What is expected -
Search the data for the string "styles" and extract every line where it appears.

================================

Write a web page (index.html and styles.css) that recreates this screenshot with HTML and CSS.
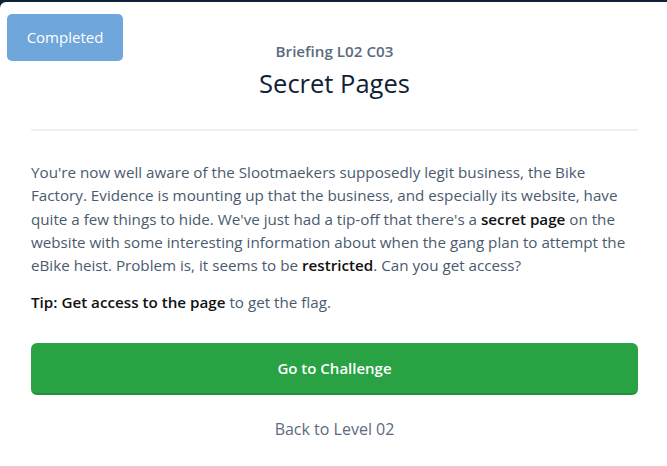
FILE: index.html
```html
<!DOCTYPE html>
<html>
<head>
<meta charset="utf-8">
<link rel="stylesheet" href="styles.css">
</head>
<body>
<div class="modal">
  <span class="badge">Completed</span>
  <header class="head">
    <div class="sub">Briefing L02 C03</div>
    <h1 class="title">Secret Pages</h1>
  </header>
  <div class="body">
    <p class="text">You're now well aware of the Slootmaekers supposedly legit business, the Bike Factory. Evidence is mounting up that the business, and especially its website, have quite a few things to hide. We've just had a tip-off that there's a <b>secret page</b> on the website with some interesting information about when the gang plan to attempt the eBike heist. Problem is, it seems to be <b>restricted</b>. Can you get access?</p>
    <p class="tip"><b>Tip: Get access to the page</b> to get the flag.</p>
    <a class="go">Go to Challenge</a>
    <a class="back">Back to Level 02</a>
  </div>
</div>
</body>
</html>
```
FILE: styles.css
```css
html, body { margin: 0; padding: 0; }
body {
  background: #0f2137;
  font-family: "Open Sans", "Liberation Sans", sans-serif;
  height: 466px;
  overflow: hidden;
}
.modal {
  position: relative;
  margin-top: 2px;
  background: #fff;
  border-radius: 6px 0 0 0;
  height: 464px;
  padding: 0 29px 0 31px;
}
.badge {
  position: absolute;
  left: 7px;
  top: 12px;
  width: 116px;
  height: 47px;
  line-height: 47px;
  text-align: center;
  background: #6fa6dc;
  color: #fff;
  border-radius: 5px;
  font-size: 15px;
  font-weight: 500;
}
.head {
  text-align: center;
  padding-top: 39px;
  padding-bottom: 31px;
  border-bottom: 2px solid #eef0f4;
}
.sub {
  font-size: 15.2px;
  font-weight: 600;
  color: #5a6b80;
  line-height: 20px;
}
.title {
  margin: 7px 0 0;
  font-size: 25.5px;
  font-weight: 500;
  color: #0f2137;
  line-height: 30px;
}
.body { padding-top: 30px; }
.text, .tip {
  margin: 0;
  font-size: 15.2px;
  line-height: 23.3px;
  color: #4a5a6e;
}
.text b, .tip b { color: #111; font-weight: 600; }
.tip { margin-top: 14px; }
.go {
  display: block;
  margin-top: 28px;
  height: 52px;
  line-height: 50px;
  box-sizing: border-box;
  border-bottom: 2px solid #23903b;
  background: #28a243;
  border-radius: 6px;
  color: #fff;
  text-align: center;
  font-size: 15px;
  font-weight: 600;
}
.back {
  display: block;
  margin-top: 23px;
  text-align: center;
  color: #5a6b80;
  font-size: 16px;
  font-weight: 500;
}
```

================================

Task solution -
Write a web page (index.html and styles.css) that recreates this screenshot with HTML and CSS.
<link rel="stylesheet" href="styles.css">
FILE: styles.css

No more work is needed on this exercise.